Cool-season turfgrasses are a type of grass that survives in ideal temperatures between 60 and 75°F. They have two growth spurts during the year – one in the spring and one in the fall. This grass can struggle during the summer, so spring maintenance is crucial.

Cool-season grasses:

  • Kentucky bluegrass
  • Rough bluegrass
  • Bentgrass
  • Perennial ryegrass
  • Fine fescue
  • Tall fescue

Warm-season grass

Warm-season grasses love the heat and are dormant during winter months. Their optimal temperatures are between 80 and 95°F. After the spring frost, they begin growing more and take off by the middle of summer. Note which type of grass you have, so you can better care for it, and focus on that maintenance when it’s most needed.

Warm-season grasses:

  • Bermuda grass
  • Augustine
  • Centipede grass
  • Zoysia grass

Clean up your yard

Rake up and remove any dead leaves, petals, and other debris from your garden and lawn. Pull out the weeds, and be sure you get the roots, so they don’t grow back. Not only will you be able to see what you’re working with better, but it also clears the way for new plants and flowers. You’ll also need to prune the plants that survived the winter so they can start growing again in the spring. If your flowers are blooming, prune them right away to allow for healthy growth.

Weed killers

Pesky weeds need to be stopped before they start. They thrive during the summer, which means you want to prevent them from sprouting in the spring. Pre-emergent herbicides work well, but if you’re going to go natural and chemical-free, cornmeal will do the trick.


You’ll know your lawn is struggling and not getting enough water when they hit their “stress point.” For Bermuda and Zoysia grasses, if your footprint does not bounce back, it’s time to up your watering regiment. St. Augustine grass will begin to fold when it’s thirsty. A simple rule of thumb during spring is to keep your lawn hydrated, but not flooded. If you set your sprinklers for 30 minutes, and you see stress points, increase the time. If you are watering for an hour a day, and the grass is moist by the next day, you’re giving it too much. Water in the morning so that the leaves will dry quickly with the sunlight and be less prone to disease.


Those bare patches might not look very pretty, but it might be worth your time to skip seeding in the spring if you have cool-season grass in your yard. Fall is the ideal time to overseed the cool-season grasses so that the new grass is not competing to grow with crabgrass. However, if you have warm-season grass, late spring is the best option for you!


You may want to consider adding mulch, in addition to the fertilizers you put in your garden. Using 1-3 inches of mulch will help prevent annoying weeds and keep diseases at bay.
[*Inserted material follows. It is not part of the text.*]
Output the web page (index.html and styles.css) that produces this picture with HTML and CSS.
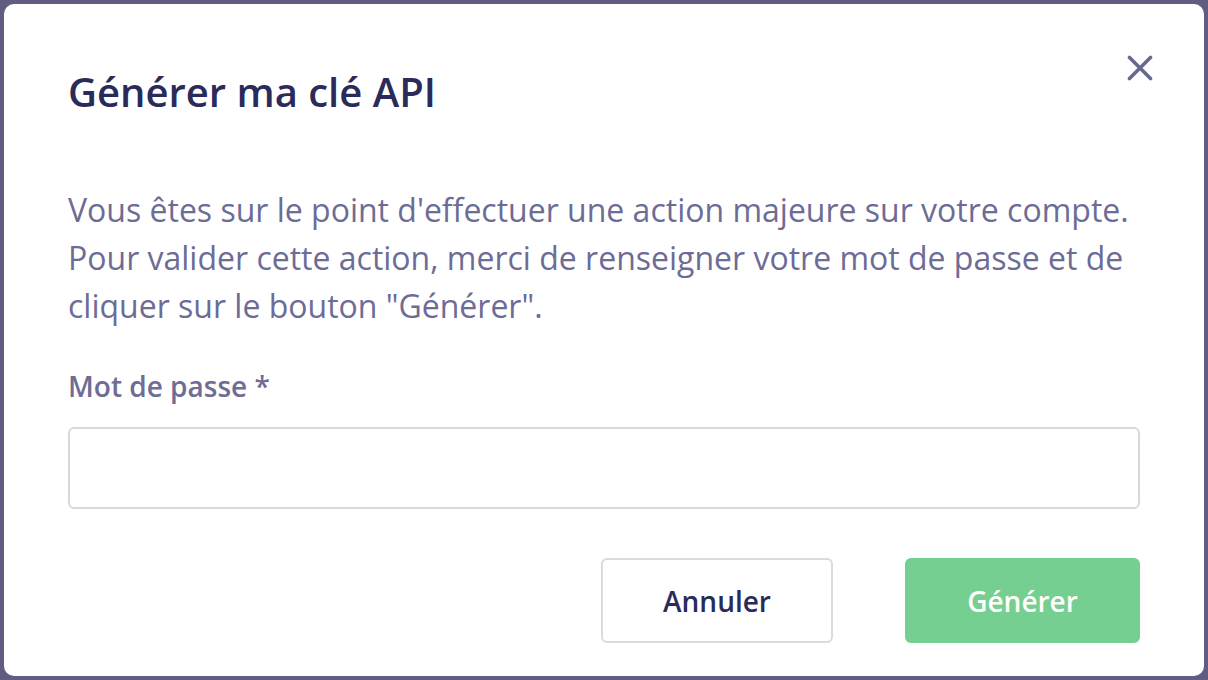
FILE: index.html
```html
<!DOCTYPE html>
<html lang="fr">
<head>
<meta charset="utf-8">
<title>Générer ma clé API</title>
<link rel="stylesheet" href="styles.css">
</head>
<body>
<div class="overlay">
  <div class="modal" role="dialog" aria-labelledby="modal-title">
    <div class="modal-header">
      <h1 id="modal-title" class="modal-title">Générer ma clé API</h1>
      <button class="close-btn" type="button" aria-label="Fermer">
        <svg width="26" height="26" viewBox="0 0 26 26" aria-hidden="true">
          <path d="M2.5 2.5 L23.5 23.5 M23.5 2.5 L2.5 23.5" stroke="currentColor" stroke-width="3.6" stroke-linecap="round" fill="none"/>
        </svg>
      </button>
    </div>
    <p class="modal-text">Vous êtes sur le point d'effectuer une action majeure sur votre compte. Pour valider cette action, merci de renseigner votre mot de passe et de cliquer sur le bouton "Générer".</p>
    <label class="field-label" for="password">Mot de passe *</label>
    <input class="field-input" id="password" type="password">
    <div class="modal-actions">
      <button class="btn btn-secondary" type="button">Annuler</button>
      <button class="btn btn-primary" type="button">Générer</button>
    </div>
  </div>
</div>
</body>
</html>
```

FILE: styles.css
```css
* {
  box-sizing: border-box;
}

html, body {
  margin: 0;
  padding: 0;
  height: 100%;
}

body {
  background: #5f5d81;
  font-family: "Open Sans", "Noto Sans", sans-serif;
}

.overlay {
  padding: 4px;
  height: 100%;
}

.modal {
  background: #ffffff;
  border-radius: 10px;
  height: 672px;
  padding: 48px 64px 33px 64px;
  display: flex;
  flex-direction: column;
}

.modal-header {
  display: flex;
  justify-content: space-between;
  align-items: flex-start;
}

.modal-title {
  margin: 15.5px 0 0 0;
  font-size: 40px;
  line-height: 48px;
  font-weight: 600;
  color: #2a2b5a;
}

.close-btn {
  width: 32px;
  height: 32px;
  margin-right: -16px;
  padding: 0;
  border: none;
  background: transparent;
  color: #67678f;
  display: flex;
  align-items: center;
  justify-content: center;
  cursor: pointer;
}

.modal-text {
  margin: 70px 0 0 0;
  font-size: 32px;
  line-height: 48px;
  font-weight: 400;
  color: #6c6c96;
}

.field-label {
  display: block;
  margin-top: 36.5px;
  font-size: 28px;
  line-height: 40px;
  font-weight: 600;
  color: #6e6d95;
}

.field-input {
  display: block;
  width: 100%;
  height: 82px;
  margin-top: 21px;
  border: 2px solid #d6d9e0;
  border-radius: 6px;
  background: #ffffff;
  font-family: inherit;
  font-size: 28px;
  padding: 0 20px;
  outline: none;
}

.modal-actions {
  margin-top: 49px;
  display: flex;
  justify-content: flex-end;
  gap: 72px;
}

.btn {
  height: 85px;
  border-radius: 6px;
  font-family: inherit;
  font-size: 28px;
  font-weight: 600;
  cursor: pointer;
}

.btn-secondary {
  width: 232px;
  background: #ffffff;
  border: 2px solid #d8dbe2;
  color: #2a2b5a;
}

.btn-primary {
  width: 235px;
  background: #74cf91;
  border: none;
  color: #ffffff;
}
```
This amount of mulch will also aid in keeping the moisture locked in. The best tip when adding mulch to your garden – place it a few inches from the plant stems; otherwise, the roots could behind to rot.
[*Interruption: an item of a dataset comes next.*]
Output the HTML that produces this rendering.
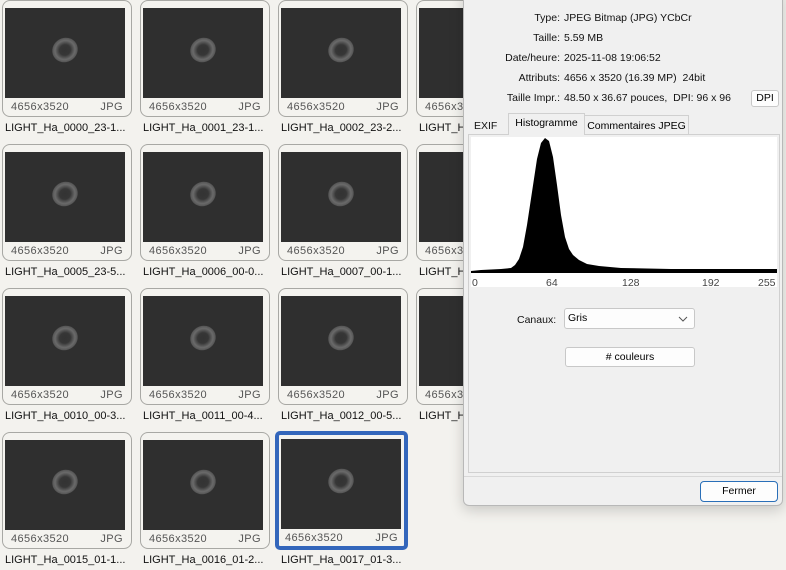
<!DOCTYPE html>
<html><head><meta charset="utf-8"><style>
*{box-sizing:border-box;margin:0;padding:0}
body{width:786px;height:570px;overflow:hidden;background:#f3f2ee;font-family:"Liberation Sans",sans-serif;position:relative}
.tile{position:absolute;width:130px;height:117px;border:1px solid #a8a8a4;border-radius:8px;background:#f4f3ef}
.tile .img{position:absolute;left:2px;top:7px;width:120px;height:90px;background:#2f2f2f;overflow:hidden}
.tile .img::after{content:"";position:absolute;left:47px;top:30px;width:26px;height:24px;border-radius:50%;background:radial-gradient(ellipse at center,#333 0,#363636 30%,#6a6a6a 55%,#4a4a4a 78%,rgba(47,47,47,0) 100%);transform:rotate(-30deg)}
.tile .dim{position:absolute;left:8px;top:100px;font-size:11px;color:#555;letter-spacing:.4px}
.tile .ext{position:absolute;right:8px;top:100px;font-size:11px;color:#555;letter-spacing:.4px}
.name{position:absolute;font-size:11px;color:#111;white-space:nowrap}
.sel{border:4px solid #3366bb;border-radius:5px}
.sel .img{left:2px;top:4px}
.sel .dim{top:97px;left:6px}.sel .ext{top:97px;right:6px}
#dlg{position:absolute;left:463px;top:-10px;width:320px;height:516px;background:#f0f0f0;border:1px solid #b8b8b8;border-radius:0 0 6px 6px;box-shadow:0 4px 14px rgba(0,0,0,.18)}
.lbl{position:absolute;font-size:10.5px;color:#111;white-space:nowrap}
.r{text-align:right;width:96px;left:0}
.v{left:100px}
</style></head><body>
<div class="tile" style="left:2px;top:0"><div class="img"></div><span class="dim">4656x3520</span><span class="ext">JPG</span></div>
<div class="tile" style="left:140px;top:0"><div class="img"></div><span class="dim">4656x3520</span><span class="ext">JPG</span></div>
<div class="tile" style="left:278px;top:0"><div class="img"></div><span class="dim">4656x3520</span><span class="ext">JPG</span></div>
<div class="tile" style="left:416px;top:0"><div class="img"></div><span class="dim">4656x3520</span><span class="ext">JPG</span></div>
<div class="tile" style="left:2px;top:144px"><div class="img"></div><span class="dim">4656x3520</span><span class="ext">JPG</span></div>
<div class="tile" style="left:140px;top:144px"><div class="img"></div><span class="dim">4656x3520</span><span class="ext">JPG</span></div>
<div class="tile" style="left:278px;top:144px"><div class="img"></div><span class="dim">4656x3520</span><span class="ext">JPG</span></div>
<div class="tile" style="left:416px;top:144px"><div class="img"></div><span class="dim">4656x3520</span><span class="ext">JPG</span></div>
<div class="tile" style="left:2px;top:288px"><div class="img"></div><span class="dim">4656x3520</span><span class="ext">JPG</span></div>
<div class="tile" style="left:140px;top:288px"><div class="img"></div><span class="dim">4656x3520</span><span class="ext">JPG</span></div>
<div class="tile" style="left:278px;top:288px"><div class="img"></div><span class="dim">4656x3520</span><span class="ext">JPG</span></div>
<div class="tile" style="left:416px;top:288px"><div class="img"></div><span class="dim">4656x3520</span><span class="ext">JPG</span></div>
<div class="tile" style="left:2px;top:432px"><div class="img"></div><span class="dim">4656x3520</span><span class="ext">JPG</span></div>
<div class="tile" style="left:140px;top:432px"><div class="img"></div><span class="dim">4656x3520</span><span class="ext">JPG</span></div>
<div class="tile sel" style="left:275px;top:431px;width:133px;height:119px"><div class="img"></div><span class="dim">4656x3520</span><span class="ext">JPG</span></div>

<div class="name" style="left:5px;top:122px">LIGHT_Ha_0000_23-1...</div>
<div class="name" style="left:143px;top:122px">LIGHT_Ha_0001_23-1...</div>
<div class="name" style="left:281px;top:122px">LIGHT_Ha_0002_23-2...</div>
<div class="name" style="left:419px;top:122px">LIGHT_Ha</div>
<div class="name" style="left:5px;top:266px">LIGHT_Ha_0005_23-5...</div>
<div class="name" style="left:143px;top:266px">LIGHT_Ha_0006_00-0...</div>
<div class="name" style="left:281px;top:266px">LIGHT_Ha_0007_00-1...</div>
<div class="name" style="left:419px;top:266px">LIGHT_Ha</div>
<div class="name" style="left:5px;top:410px">LIGHT_Ha_0010_00-3...</div>
<div class="name" style="left:143px;top:410px">LIGHT_Ha_0011_00-4...</div>
<div class="name" style="left:281px;top:410px">LIGHT_Ha_0012_00-5...</div>
<div class="name" style="left:419px;top:410px">LIGHT_Ha</div>
<div class="name" style="left:5px;top:554px">LIGHT_Ha_0015_01-1...</div>
<div class="name" style="left:143px;top:554px">LIGHT_Ha_0016_01-2...</div>
<div class="name" style="left:281px;top:554px">LIGHT_Ha_0017_01-3...</div>

<div id="dlg">
  <div class="lbl r" style="top:21px">Type:</div><div class="lbl v" style="top:21px">JPEG Bitmap (JPG) YCbCr</div>
  <div class="lbl r" style="top:41px">Taille:</div><div class="lbl v" style="top:41px">5.59 MB</div>
  <div class="lbl r" style="top:61px">Date/heure:</div><div class="lbl v" style="top:61px">2025-11-08 19:06:52</div>
  <div class="lbl r" style="top:81px">Attributs:</div><div class="lbl v" style="top:81px">4656 x 3520 (16.39 MP)&nbsp; 24bit</div>
  <div class="lbl r" style="top:101px">Taille Impr.:</div><div class="lbl v" style="top:101px">48.50 x 36.67 pouces,&nbsp; DPI: 96 x 96</div>
  <div style="position:absolute;left:287px;top:99px;width:28px;height:17px;border:1px solid #c8c8c8;border-radius:3px;background:#fdfdfd;font-size:10.5px;text-align:center;line-height:15px">DPI</div>
  <div style="position:absolute;left:4px;top:143px;width:312px;height:339px;border:1px solid #d0d0d0;background:#f0f0f0"></div>
  <div class="lbl" style="left:10px;top:129px">EXIF</div>
  <div style="position:absolute;left:44px;top:122px;width:77px;height:22px;border:1px solid #d0d0d0;border-bottom:none;background:#f0f0f0;font-size:10.5px;text-align:center;line-height:19px">Histogramme</div>
  <div style="position:absolute;left:121px;top:124px;width:104px;height:20px;border:1px solid #d0d0d0;border-bottom:none;border-left:none;font-size:10.5px;text-align:center;line-height:20px">Commentaires JPEG</div>
  <div style="position:absolute;left:7px;top:146px;width:306px;height:150px;background:#fff">
    <svg width="306" height="150" style="position:absolute;left:0;top:0">
      <path d="M0 134 L10 133 L30 132 L40 131 L44 128 L48 122 L52 110 L56 88 L61 55 L66 22 L70 6 L74 1 L78 4 L82 20 L86 48 L90 78 L94 100 L98 112 L102 118 L108 123 L116 127 L128 129 L150 131 L200 132 L306 132 L306 136 L0 136Z" fill="#000"/>
      <g font-family="Liberation Sans,sans-serif" font-size="10.5" fill="#444">
        <text x="1" y="149">0</text><text x="75" y="149">64</text><text x="151" y="149">128</text><text x="231" y="149">192</text><text x="287" y="149">255</text>
      </g>
    </svg>
  </div>
  <div class="lbl" style="left:53px;top:323px">Canaux:</div>
  <div style="position:absolute;left:100px;top:317px;width:131px;height:21px;border:1px solid #c8c8c8;border-radius:3px;background:#fdfdfd;font-size:10.5px;line-height:19px;padding-left:3px">Gris<svg width="10" height="6" style="position:absolute;right:6px;top:7px"><path d="M1 1 L5 5 L9 1" stroke="#555" fill="none"/></svg></div>
  <div style="position:absolute;left:101px;top:356px;width:130px;height:20px;border:1px solid #c8c8c8;border-radius:3px;background:#fdfdfd;font-size:10.5px;text-align:center;line-height:18px"># couleurs</div>
  <div style="position:absolute;left:0;top:485px;width:318px;height:1px;background:#d8d8d8"></div>
  <div style="position:absolute;left:236px;top:490px;width:78px;height:21px;border:1px solid #2a6fb8;border-radius:4px;background:#fdfdfd;font-size:10.5px;text-align:center;line-height:19px">Fermer</div>
</div>
</body></html>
After cleanup and moisturizing, you’re ready to add new plants! Pansies, green vegetables, lilacs, tulips, snapdragons, and redbuds are all great spring additions. If you have tomato plants inside, it’s a good time to move them outside. Plant perennials, as you will need to replace annuals each year. Perennials will live for up to 3 years, and some can even survive winter freezes.